→ **Recorded information**:
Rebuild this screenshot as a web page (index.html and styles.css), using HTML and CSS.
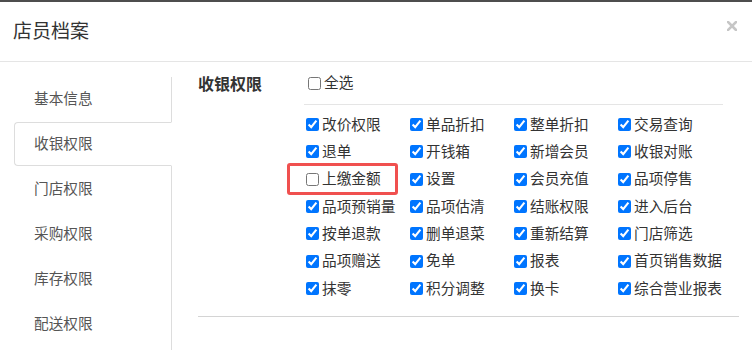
FILE: index.html
```html
<!DOCTYPE html>
<html lang="zh-CN">
<head>
<meta charset="utf-8">
<title>店员档案</title>
<link rel="stylesheet" href="styles.css">
</head>
<body>
<div class="backdrop-strip"></div>
<div class="modal">
  <div class="modal-header">
    <h4 class="modal-title">店员档案</h4>
    <button class="close" type="button" aria-label="关闭">
      <svg width="10" height="10" viewBox="0 0 10 10"><path d="M1 1L9 9M9 1L1 9" stroke="#c6c6c6" stroke-width="2.6" stroke-linecap="square"/></svg>
    </button>
  </div>
  <div class="modal-body">
    <ul class="nav">
      <li class="tab">基本信息</li>
      <li class="tab active">收银权限</li>
      <li class="tab">门店权限</li>
      <li class="tab">采购权限</li>
      <li class="tab">库存权限</li>
      <li class="tab">配送权限</li>
    </ul>
    <div class="panel">
      <div class="section">
        <div class="section-title">收银权限</div>
        <div class="section-main">
          <label class="check check-all"><input type="checkbox">全选</label>
          <div class="divider"></div>
          <div class="grid">
            <label class="check"><input type="checkbox" checked>改价权限</label>
            <label class="check"><input type="checkbox" checked>单品折扣</label>
            <label class="check"><input type="checkbox" checked>整单折扣</label>
            <label class="check"><input type="checkbox" checked>交易查询</label>
            <label class="check"><input type="checkbox" checked>退单</label>
            <label class="check"><input type="checkbox" checked>开钱箱</label>
            <label class="check"><input type="checkbox" checked>新增会员</label>
            <label class="check"><input type="checkbox" checked>收银对账</label>
            <label class="check highlighted"><input type="checkbox">上缴金额<span class="mark"></span></label>
            <label class="check"><input type="checkbox" checked>设置</label>
            <label class="check"><input type="checkbox" checked>会员充值</label>
            <label class="check"><input type="checkbox" checked>品项停售</label>
            <label class="check"><input type="checkbox" checked>品项预销量</label>
            <label class="check"><input type="checkbox" checked>品项估清</label>
            <label class="check"><input type="checkbox" checked>结账权限</label>
            <label class="check"><input type="checkbox" checked>进入后台</label>
            <label class="check"><input type="checkbox" checked>按单退款</label>
            <label class="check"><input type="checkbox" checked>删单退菜</label>
            <label class="check"><input type="checkbox" checked>重新结算</label>
            <label class="check"><input type="checkbox" checked>门店筛选</label>
            <label class="check"><input type="checkbox" checked>品项赠送</label>
            <label class="check"><input type="checkbox" checked>免单</label>
            <label class="check"><input type="checkbox" checked>报表</label>
            <label class="check"><input type="checkbox" checked>首页销售数据</label>
            <label class="check"><input type="checkbox" checked>抹零</label>
            <label class="check"><input type="checkbox" checked>积分调整</label>
            <label class="check"><input type="checkbox" checked>换卡</label>
            <label class="check"><input type="checkbox" checked>综合营业报表</label>
          </div>
        </div>
      </div>
      <div class="bottom-rule"></div>
    </div>
  </div>
</div>
</body>
</html>
```

FILE: styles.css
```css
* { box-sizing: border-box; }
html, body {
  margin: 0;
  padding: 0;
  background: #fff;
  overflow: hidden;
}
body {
  width: 752px;
  height: 350px;
  font-family: "Noto Sans CJK SC", "Noto Sans", sans-serif;
  color: #333;
}
.backdrop-strip {
  height: 2px;
  background: #4e4e4e;
}
.modal {
  background: #fff;
}
.modal-header {
  height: 60px;
  border-bottom: 1px solid #e5e5e5;
  display: flex;
  justify-content: space-between;
  align-items: center;
  padding: 0 15px 0 13px;
}
.modal-title {
  margin: 0;
  padding-bottom: 3px;
  font-size: 19px;
  font-weight: normal;
  line-height: 26px;
  color: #333;
}
.close {
  align-self: flex-start;
  margin-top: 19px;
  padding: 0;
  border: 0;
  background: none;
  width: 10px;
  height: 10px;
  display: block;
}
.close svg { display: block; }
.modal-body {
  display: flex;
  padding-top: 10px;
  height: 288px;
}
.nav {
  list-style: none;
  margin: 5px 0 0 14px;
  padding: 0;
  width: 158px;
  border-right: 1px solid #ddd;
  display: flex;
  flex-direction: column;
  gap: 1px;
}
.tab {
  height: 44px;
  display: flex;
  align-items: center;
  padding: 0 0 4px 19px;
  margin-right: -1px;
  border: 1px solid transparent;
  border-radius: 4px 0 0 4px;
  font-size: 14.67px;
  color: #555;
}
.tab.active {
  border-color: #ddd;
  border-right-color: #fff;
  background: #fff;
}
.panel {
  margin-left: 26px;
  width: 541px;
}
.section {
  display: flex;
}
.section-title {
  width: 104px;
  font-size: 16px;
  font-weight: bold;
  line-height: 22px;
  color: #333;
}
.section-main {
  width: 421px;
}
.check {
  display: flex;
  align-items: center;
  font-size: 14.67px;
  color: #333;
  white-space: nowrap;
  position: relative;
  padding-bottom: 3px;
}
.check input {
  width: 13px;
  height: 13px;
  margin: 3px 3px 0 4px;
  flex: none;
}
.check-all {
  height: 22px;
}
.check-all input {
  margin-left: 6px;
}
.divider {
  height: 1px;
  background: #e5e5e5;
  margin: 10px 0 0 2px;
}
.grid {
  display: grid;
  grid-template-columns: repeat(4, 104px);
  grid-auto-rows: 27.33px;
  margin-top: 6px;
}
.mark {
  position: absolute;
  left: -15px;
  top: -3px;
  width: 111px;
  height: 32px;
  border: 3px solid #f0504f;
  border-radius: 3px;
  pointer-events: none;
}
.bottom-rule {
  height: 1px;
  background: #d4d4d4;
  margin-top: 14px;
}
```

→ **Task instructions**: Repeat the data in full and exactly. Omit pictures.

→ **Solution for this exercise**:
Rebuild this screenshot as a web page (index.html and styles.css), using HTML and CSS.
FILE: index.html
```html
<!DOCTYPE html>
<html lang="zh-CN">
<head>
<meta charset="utf-8">
<title>店员档案</title>
<link rel="stylesheet" href="styles.css">
</head>
<body>
<div class="backdrop-strip"></div>
<div class="modal">
  <div class="modal-header">
    <h4 class="modal-title">店员档案</h4>
    <button class="close" type="button" aria-label="关闭">
      <svg width="10" height="10" viewBox="0 0 10 10"><path d="M1 1L9 9M9 1L1 9" stroke="#c6c6c6" stroke-width="2.6" stroke-linecap="square"/></svg>
    </button>
  </div>
  <div class="modal-body">
    <ul class="nav">
      <li class="tab">基本信息</li>
      <li class="tab active">收银权限</li>
      <li class="tab">门店权限</li>
      <li class="tab">采购权限</li>
      <li class="tab">库存权限</li>
      <li class="tab">配送权限</li>
    </ul>
    <div class="panel">
      <div class="section">
        <div class="section-title">收银权限</div>
        <div class="section-main">
          <label class="check check-all"><input type="checkbox">全选</label>
          <div class="divider"></div>
          <div class="grid">
            <label class="check"><input type="checkbox" checked>改价权限</label>
            <label class="check"><input type="checkbox" checked>单品折扣</label>
            <label class="check"><input type="checkbox" checked>整单折扣</label>
            <label class="check"><input type="checkbox" checked>交易查询</label>
            <label class="check"><input type="checkbox" checked>退单</label>
            <label class="check"><input type="checkbox" checked>开钱箱</label>
            <label class="check"><input type="checkbox" checked>新增会员</label>
            <label class="check"><input type="checkbox" checked>收银对账</label>
            <label class="check highlighted"><input type="checkbox">上缴金额<span class="mark"></span></label>
            <label class="check"><input type="checkbox" checked>设置</label>
            <label class="check"><input type="checkbox" checked>会员充值</label>
            <label class="check"><input type="checkbox" checked>品项停售</label>
            <label class="check"><input type="checkbox" checked>品项预销量</label>
            <label class="check"><input type="checkbox" checked>品项估清</label>
            <label class="check"><input type="checkbox" checked>结账权限</label>
            <label class="check"><input type="checkbox" checked>进入后台</label>
            <label class="check"><input type="checkbox" checked>按单退款</label>
            <label class="check"><input type="checkbox" checked>删单退菜</label>
            <label class="check"><input type="checkbox" checked>重新结算</label>
            <label class="check"><input type="checkbox" checked>门店筛选</label>
            <label class="check"><input type="checkbox" checked>品项赠送</label>
            <label class="check"><input type="checkbox" checked>免单</label>
            <label class="check"><input type="checkbox" checked>报表</label>
            <label class="check"><input type="checkbox" checked>首页销售数据</label>
            <label class="check"><input type="checkbox" checked>抹零</label>
            <label class="check"><input type="checkbox" checked>积分调整</label>
            <label class="check"><input type="checkbox" checked>换卡</label>
            <label class="check"><input type="checkbox" checked>综合营业报表</label>
          </div>
        </div>
      </div>
      <div class="bottom-rule"></div>
    </div>
  </div>
</div>
</body>
</html>
```

FILE: styles.css
```css
* { box-sizing: border-box; }
html, body {
  margin: 0;
  padding: 0;
  background: #fff;
  overflow: hidden;
}
body {
  width: 752px;
  height: 350px;
  font-family: "Noto Sans CJK SC", "Noto Sans", sans-serif;
  color: #333;
}
.backdrop-strip {
  height: 2px;
  background: #4e4e4e;
}
.modal {
  background: #fff;
}
.modal-header {
  height: 60px;
  border-bottom: 1px solid #e5e5e5;
  display: flex;
  justify-content: space-between;
  align-items: center;
  padding: 0 15px 0 13px;
}
.modal-title {
  margin: 0;
  padding-bottom: 3px;
  font-size: 19px;
  font-weight: normal;
  line-height: 26px;
  color: #333;
}
.close {
  align-self: flex-start;
  margin-top: 19px;
  padding: 0;
  border: 0;
  background: none;
  width: 10px;
  height: 10px;
  display: block;
}
.close svg { display: block; }
.modal-body {
  display: flex;
  padding-top: 10px;
  height: 288px;
}
.nav {
  list-style: none;
  margin: 5px 0 0 14px;
  padding: 0;
  width: 158px;
  border-right: 1px solid #ddd;
  display: flex;
  flex-direction: column;
  gap: 1px;
}
.tab {
  height: 44px;
  display: flex;
  align-items: center;
  padding: 0 0 4px 19px;
  margin-right: -1px;
  border: 1px solid transparent;
  border-radius: 4px 0 0 4px;
  font-size: 14.67px;
  color: #555;
}
.tab.active {
  border-color: #ddd;
  border-right-color: #fff;
  background: #fff;
}
.panel {
  margin-left: 26px;
  width: 541px;
}
.section {
  display: flex;
}
.section-title {
  width: 104px;
  font-size: 16px;
  font-weight: bold;
  line-height: 22px;
  color: #333;
}
.section-main {
  width: 421px;
}
.check {
  display: flex;
  align-items: center;
  font-size: 14.67px;
  color: #333;
  white-space: nowrap;
  position: relative;
  padding-bottom: 3px;
}
.check input {
  width: 13px;
  height: 13px;
  margin: 3px 3px 0 4px;
  flex: none;
}
.check-all {
  height: 22px;
}
.check-all input {
  margin-left: 6px;
}
.divider {
  height: 1px;
  background: #e5e5e5;
  margin: 10px 0 0 2px;
}
.grid {
  display: grid;
  grid-template-columns: repeat(4, 104px);
  grid-auto-rows: 27.33px;
  margin-top: 6px;
}
.mark {
  position: absolute;
  left: -15px;
  top: -3px;
  width: 111px;
  height: 32px;
  border: 3px solid #f0504f;
  border-radius: 3px;
  pointer-events: none;
}
.bottom-rule {
  height: 1px;
  background: #d4d4d4;
  margin-top: 14px;
}
```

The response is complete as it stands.